-- Begin --

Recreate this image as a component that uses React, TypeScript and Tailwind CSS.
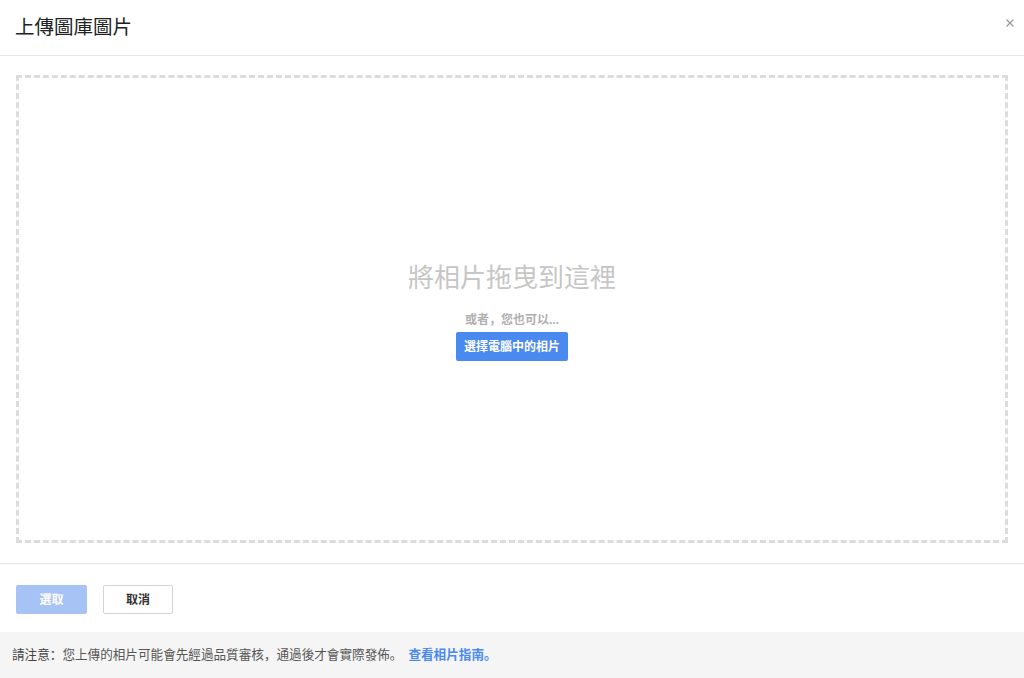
import { X } from 'lucide-react';

export default function App() {
  return (
    <div
      className="w-[1024px] h-[678px] flex flex-col bg-white text-[#222]"
      style={{ fontFamily: '"Liberation Sans", "Noto Sans CJK SC", sans-serif' }}
    >
      {/* Header */}
      <div className="h-[56px] shrink-0 flex items-center justify-between pl-[15px] pr-[4px] border-b border-[#e5e5e5]">
        <h1 className="text-[19.5px] leading-none text-[#222]">上傳圖庫圖片</h1>
        <button className="w-5 h-5 flex items-center justify-center text-[#999] -mt-[9px]">
          <X className="w-[12px] h-[12px]" strokeWidth={2.5} />
        </button>
      </div>

      {/* Drop zone */}
      <div className="flex-1 px-4 pt-[19px] pb-[20px] border-b border-[#e5e5e5]">
        <div className="h-full border-[3px] border-dashed border-[#dcdcdc] flex flex-col items-center justify-center pt-[4px]">
          <p className="text-[26px] leading-[34px] text-[#c6c6c6]">將相片拖曳到這裡</p>
          <p className="mt-[17px] text-[12px] leading-[16px] font-bold text-[#b0b0b0]">或者，您也可以...</p>
          <button className="mt-[4px] h-[29px] px-2 rounded-[2px] bg-[#4a89f0] text-white text-[12px] font-bold">
            選擇電腦中的相片
          </button>
        </div>
      </div>

      {/* Actions */}
      <div className="h-[68px] shrink-0 flex items-start gap-4 px-4 pt-[21px]">
        <button className="w-[71px] h-[29px] rounded-[2px] bg-[#a7c3f5] text-white text-[12px] font-bold">
          選取
        </button>
        <button className="w-[70px] h-[29px] rounded-[2px] bg-white border border-[#d4d4d4] text-[#333] text-[12px] font-bold">
          取消
        </button>
      </div>

      {/* Notice */}
      <div className="h-[46px] shrink-0 flex items-center px-3 bg-[#f5f5f5] text-[12.6px] text-[#555]">
        <span className="text-[#444]">請注意：</span>
        <span>您上傳的相片可能會先經過品質審核，通過後才會實際發佈。</span>
        <a className="ml-[6px] font-bold text-[#4a89f0]">查看相片指南。</a>
      </div>
    </div>
  );
}
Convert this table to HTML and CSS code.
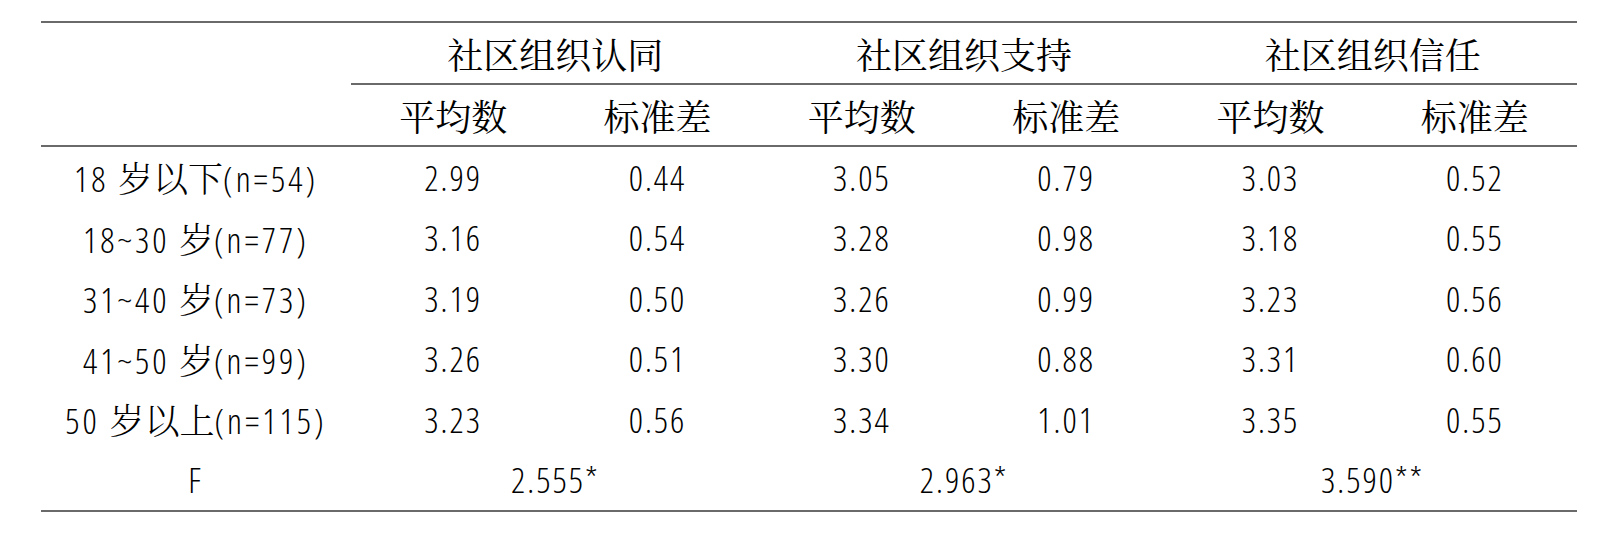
FILE: index.html
```html
<!DOCTYPE html>
<html>
<head>
    <meta charset="UTF-8">
    <title>社区组织认同、支持与信任的年龄差异</title>
    <link rel="stylesheet" href="styles.css">
</head>
<body>
<table class="stats">
    <colgroup>
        <col class="col-label">
        <col span="6" class="col-value">
    </colgroup>
    <thead>
        <tr class="group-row">
            <th></th>
            <th colspan="2" class="group">社区组织认同</th>
            <th colspan="2" class="group">社区组织支持</th>
            <th colspan="2" class="group">社区组织信任</th>
        </tr>
        <tr class="sub-row">
            <th></th>
            <th>平均数</th>
            <th>标准差</th>
            <th>平均数</th>
            <th>标准差</th>
            <th>平均数</th>
            <th>标准差</th>
        </tr>
    </thead>
    <tbody>
        <tr>
            <td class="label">18 <span class="cn">岁以下</span>(n=54)</td>
            <td>2.99</td><td>0.44</td>
            <td>3.05</td><td>0.79</td>
            <td>3.03</td><td>0.52</td>
        </tr>
        <tr>
            <td class="label">18~30 <span class="cn">岁</span>(n=77)</td>
            <td>3.16</td><td>0.54</td>
            <td>3.28</td><td>0.98</td>
            <td>3.18</td><td>0.55</td>
        </tr>
        <tr>
            <td class="label">31~40 <span class="cn">岁</span>(n=73)</td>
            <td>3.19</td><td>0.50</td>
            <td>3.26</td><td>0.99</td>
            <td>3.23</td><td>0.56</td>
        </tr>
        <tr>
            <td class="label">41~50 <span class="cn">岁</span>(n=99)</td>
            <td>3.26</td><td>0.51</td>
            <td>3.30</td><td>0.88</td>
            <td>3.31</td><td>0.60</td>
        </tr>
        <tr>
            <td class="label">50 <span class="cn">岁以上</span>(n=115)</td>
            <td>3.23</td><td>0.56</td>
            <td>3.34</td><td>1.01</td>
            <td>3.35</td><td>0.55</td>
        </tr>
        <tr class="f-row">
            <td class="label">F</td>
            <td colspan="2">2.555*</td>
            <td colspan="2">2.963*</td>
            <td colspan="2">3.590**</td>
        </tr>
    </tbody>
</table>
</body>
</html>
```

FILE: styles.css
```css
html, body {
    margin: 0;
    background: #ffffff;
}

body {
    padding: 21px 0 0 41px;
    color: #000000;
}

.stats {
    width: 1536px;
    border-collapse: collapse;
    table-layout: fixed;
    border-top: 2px solid #6a6a6a;
    border-bottom: 2px solid #6a6a6a;
}

.col-label {
    width: 310px;
}

.stats th,
.stats td {
    padding: 0;
    text-align: center;
    vertical-align: middle;
    white-space: nowrap;
}

.stats th {
    height: 60px;
    font-family: "Noto Serif CJK SC", "Noto Sans CJK SC", serif;
    font-size: 36px;
    font-weight: normal;
}

.stats th.group {
    border-bottom: 2px solid #6a6a6a;
}

.sub-row th {
    border-bottom: 2px solid #6a6a6a;
}

.stats td {
    height: 60.5px;
    font-family: "Open Sans", "Noto Sans CJK SC", sans-serif;
    font-size: 35px;
    font-weight: 350;
    font-stretch: 75%;
    letter-spacing: 2px;
}

.stats td.label {
    letter-spacing: 3px;
}

.stats td .cn {
    font-family: "Noto Serif CJK SC", "Noto Sans CJK SC", serif;
    font-size: 35px;
    font-weight: 300;
    font-stretch: normal;
    letter-spacing: 0;
}
```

-- End --

**Instructions for the task**
Tally the lines of the listing in which the word "this" occurs, and state the total alone.

**Output of the task**
2